→ What to do
In the listing below, locate the lines that hold the string "this". Copy those lines.

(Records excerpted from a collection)
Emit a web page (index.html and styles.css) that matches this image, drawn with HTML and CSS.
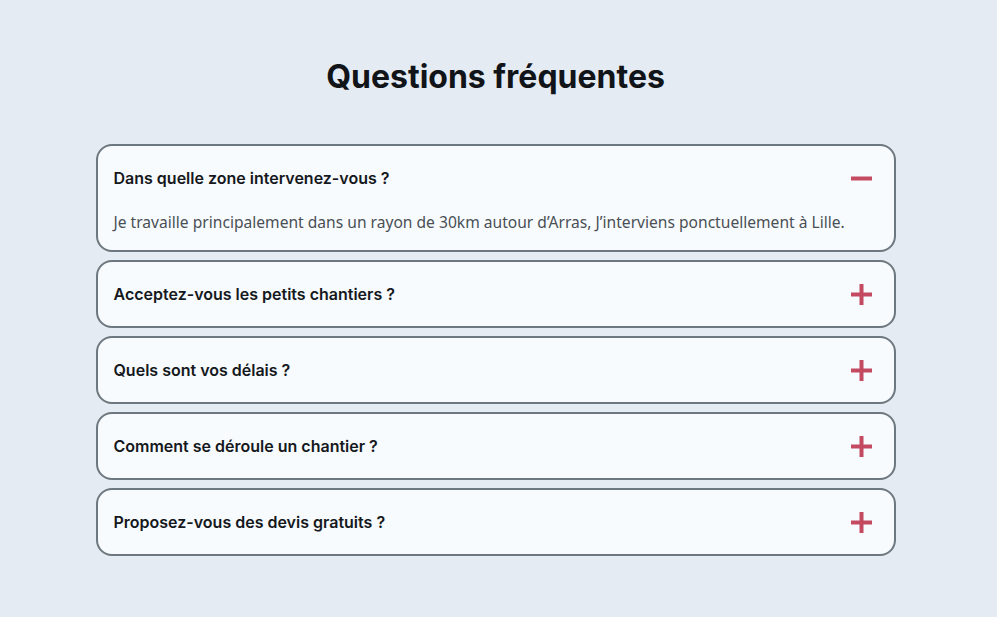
FILE: index.html
```html
<!DOCTYPE html>
<html lang="fr">
<head>
<meta charset="utf-8">
<title>FAQ</title>
<link rel="stylesheet" href="styles.css">
</head>
<body>
<section class="faq">
  <h2 class="faq-title">Questions fréquentes</h2>
  <div class="faq-list">
    <div class="faq-item open">
      <div class="faq-q">
        <span>Dans quelle zone intervenez-vous ?</span>
        <svg class="icon" viewBox="0 0 21 21"><path d="M0 10.5h21"/></svg>
      </div>
      <p class="faq-a">Je travaille principalement dans un rayon de 30km autour d’Arras, J’interviens ponctuellement à Lille.</p>
    </div>
    <div class="faq-item">
      <div class="faq-q">
        <span>Acceptez-vous les petits chantiers ?</span>
        <svg class="icon" viewBox="0 0 21 21"><path d="M0 10.5h21M10.5 0v21"/></svg>
      </div>
    </div>
    <div class="faq-item">
      <div class="faq-q">
        <span>Quels sont vos délais ?</span>
        <svg class="icon" viewBox="0 0 21 21"><path d="M0 10.5h21M10.5 0v21"/></svg>
      </div>
    </div>
    <div class="faq-item">
      <div class="faq-q">
        <span>Comment se déroule un chantier ?</span>
        <svg class="icon" viewBox="0 0 21 21"><path d="M0 10.5h21M10.5 0v21"/></svg>
      </div>
    </div>
    <div class="faq-item">
      <div class="faq-q">
        <span>Proposez-vous des devis gratuits ?</span>
        <svg class="icon" viewBox="0 0 21 21"><path d="M0 10.5h21M10.5 0v21"/></svg>
      </div>
    </div>
  </div>
</section>
</body>
</html>
```

FILE: styles.css
```css
html, body {
  margin: 0;
  padding: 0;
  background: #e5ebf2;
}
body {
  font-family: Inter, "Noto Sans", sans-serif;
  color: #111418;
}
.faq {
  width: 991px;
  padding: 57px 0 0;
  display: flex;
  flex-direction: column;
  align-items: center;
}
.faq-title {
  margin: 0 0 47px;
  font-size: 32px;
  line-height: 40px;
  font-weight: 700;
  color: #111418;
}
.faq-list {
  width: 800px;
  display: flex;
  flex-direction: column;
  gap: 8px;
}
.faq-item {
  box-sizing: border-box;
  border: 2px solid #6d777f;
  border-radius: 16px;
  background: #f7fbfe;
  padding: 0 22px 0 16px;
}
.faq-q {
  height: 64px;
  display: flex;
  align-items: center;
  justify-content: space-between;
  font-size: 16px;
  font-weight: 600;
  color: #15181c;
}
.icon {
  flex: none;
  width: 21px;
  height: 21px;
  fill: none;
  stroke: #c34a60;
  stroke-width: 4;
}
.faq-a {
  margin: 0;
  padding: 0 0 16px;
  font-family: "Noto Sans", sans-serif;
  font-size: 15.6px;
  line-height: 24px;
  color: #4a4f55;
}
```
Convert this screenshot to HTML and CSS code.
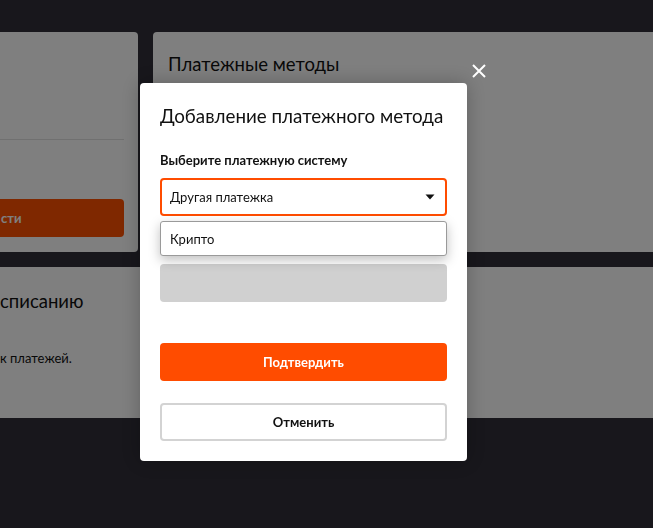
FILE: index.html
```html
<!DOCTYPE html>
<html lang="ru">
<head>
<meta charset="utf-8">
<title>Платежные методы</title>
<link rel="stylesheet" href="styles.css">
</head>
<body>
<div class="page">
  <div class="row">
    <section class="card card-left">
      <div class="left-top"></div>
      <div class="divider"></div>
      <button class="btn-dark">сти</button>
    </section>
    <section class="card card-right">
      <h2 class="card-title">Платежные методы</h2>
    </section>
  </div>
  <section class="card card-wide">
    <h2 class="card-title wide-title">списанию</h2>
    <p class="wide-text">к платежей.</p>
  </section>
</div>

<div class="backdrop">
  <button class="close" aria-label="Закрыть">
    <svg width="14" height="14" viewBox="0 0 14 14"><path d="M1 1 L13 13 M13 1 L1 13" stroke="#fff" stroke-width="2" fill="none"/></svg>
  </button>
  <div class="modal">
    <h1 class="modal-title">Добавление платежного метода</h1>
    <div class="label">Выберите платежную систему</div>
    <div class="select">
      <span>Другая платежка</span>
      <svg class="caret" width="10" height="6" viewBox="0 0 10 6"><path d="M0.5 0.5 H9.5 L5 5.5 Z" fill="#111"/></svg>
    </div>
    <div class="field-wrap">
      <div class="disabled-field"></div>
      <div class="dropdown"><div class="option">Крипто</div></div>
    </div>
    <button class="btn-primary">Подтвердить</button>
    <button class="btn-secondary">Отменить</button>
  </div>
</div>
</body>
</html>
```
FILE: styles.css
```css
* { box-sizing: border-box; }
html, body { margin: 0; padding: 0; }
body {
  background: #302e38;
  font-family: "Lato", "Noto Sans", sans-serif;
  color: #111;
  width: 653px;
  height: 528px;
  overflow: hidden;
}
.page {
  padding-top: 32px;
  display: flex;
  flex-direction: column;
  gap: 15px;
}
.row {
  display: flex;
  gap: 15px;
  height: 220px;
}
.card {
  background: #fff;
  border-radius: 4px;
}
.card-left {
  width: 138px;
  border-radius: 0 4px 4px 0;
  padding: 0 14px 0 0;
  display: flex;
  flex-direction: column;
}
.left-top { height: 107px; }
.divider { height: 1px; background: #e0e0e0; }
.btn-dark {
  margin-top: 59px;
  height: 38px;
  border: none;
  border-radius: 0 4px 4px 0;
  background: #ff5000;
  color: #fff;
  font-family: inherit;
  font-weight: 700;
  font-size: 13px;
  text-align: left;
  padding: 0 0 0 1px;
}
.card-right {
  flex: 1;
  border-radius: 4px 0 0 4px;
  padding: 21px 15px;
}
.card-title {
  margin: 0;
  font-size: 18.5px;
  font-weight: 400;
  color: #111;
  white-space: nowrap;
}
.card-wide {
  height: 151px;
  border-radius: 0;
  padding: 20px 0;
}
.wide-title { margin-top: 3px; }
.wide-text {
  margin: 38px 0 0;
  font-size: 13px;
}
.backdrop {
  position: fixed;
  inset: 0;
  background: rgba(0,0,0,0.5);
}
.close {
  position: absolute;
  left: 472px;
  top: 64px;
  width: 14px;
  height: 14px;
  padding: 0;
  border: none;
  background: none;
  display: block;
}
.close svg { display: block; }
.modal {
  position: absolute;
  left: 140px;
  top: 83px;
  width: 327px;
  background: #fff;
  border-radius: 4px;
  padding: 19px 20px 20px;
  display: flex;
  flex-direction: column;
  box-shadow: 0 0 20px rgba(0,0,0,0.25);
}
.modal > * { flex-shrink: 0; }
.modal-title {
  margin: 0;
  font-size: 18.8px;
  font-weight: 400;
  line-height: 28px;
  color: #111;
  white-space: nowrap;
}
.label {
  margin-top: 22px;
  font-size: 13px;
  font-weight: 700;
  line-height: 16px;
}
.select {
  margin-top: 10px;
  height: 38px;
  border: 2px solid #ff4c00;
  border-radius: 4px;
  display: flex;
  align-items: center;
  justify-content: space-between;
  padding: 0 10px 0 8px;
  font-size: 13px;
}
.caret { display: block; }
.field-wrap {
  position: relative;
  margin-top: 48px;
}
.disabled-field {
  height: 38px;
  background: #d0d0d0;
  border-radius: 4px;
}
.dropdown {
  position: absolute;
  left: 0;
  right: 0;
  top: -43px;
  height: 35px;
  background: #fff;
  border: 1px solid #9a9a9a;
  border-radius: 3px;
  box-shadow: 0 4px 12px rgba(0,0,0,0.25);
  display: flex;
  align-items: center;
  padding: 0 9px;
  font-size: 13px;
}
.btn-primary {
  margin-top: 41px;
  height: 38px;
  border: none;
  border-radius: 4px;
  background: #ff4c00;
  color: #fff;
  font-family: inherit;
  font-weight: 700;
  font-size: 13px;
}
.btn-secondary {
  margin-top: 22px;
  height: 38px;
  border: 2px solid #d3d3d3;
  border-radius: 4px;
  background: #fff;
  color: #111;
  font-family: inherit;
  font-weight: 700;
  font-size: 13px;
}
```
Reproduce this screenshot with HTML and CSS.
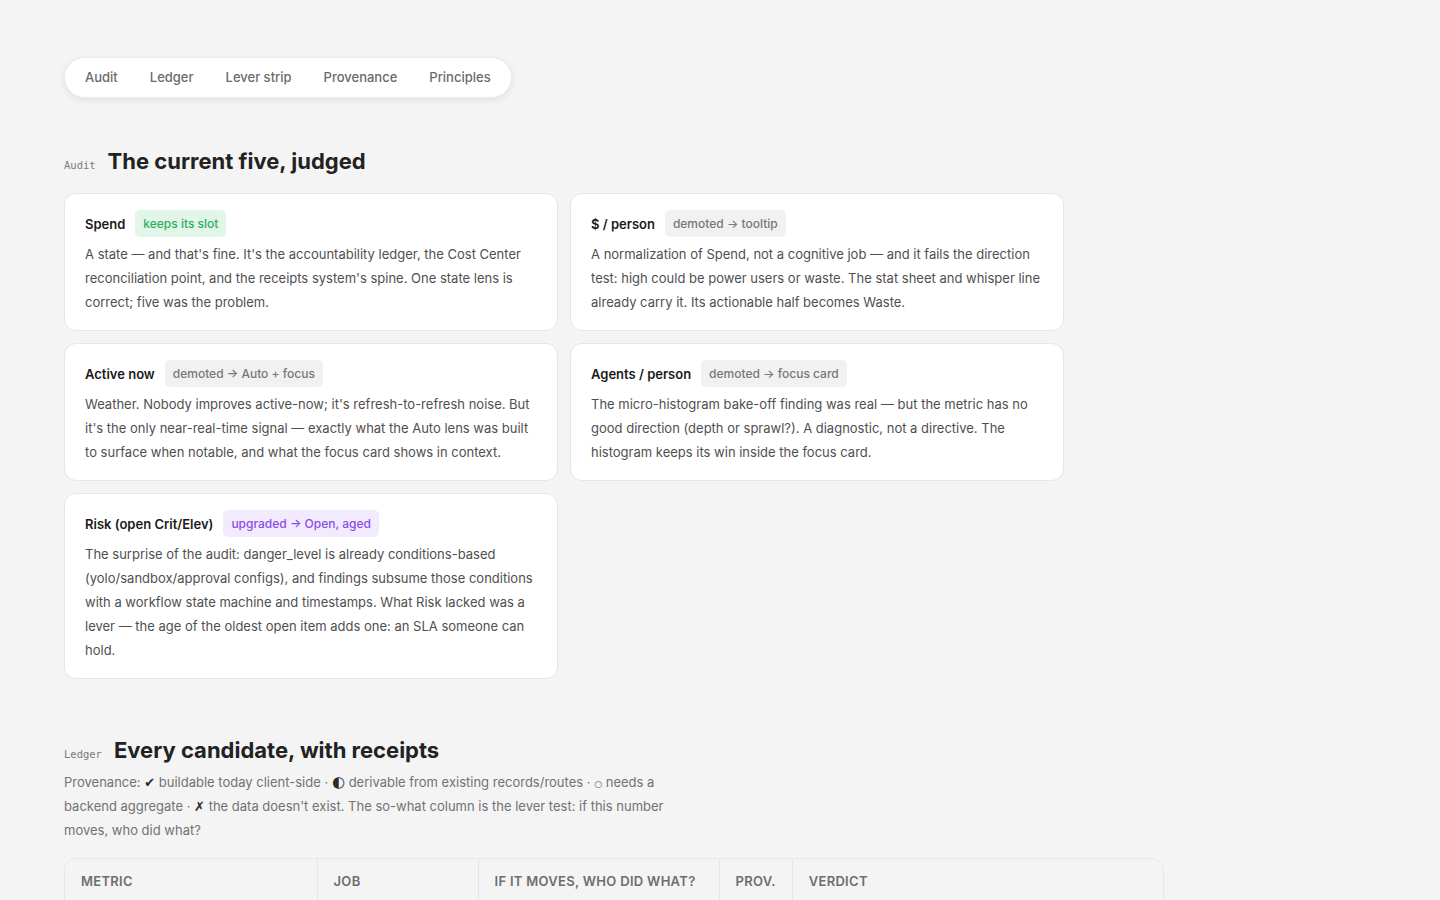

→ Exercise solution
Emit a web page (index.html and styles.css) that matches this image, drawn with HTML and CSS.
Convert this screenshot to HTML and CSS code.
Reproduce this screenshot with HTML and CSS.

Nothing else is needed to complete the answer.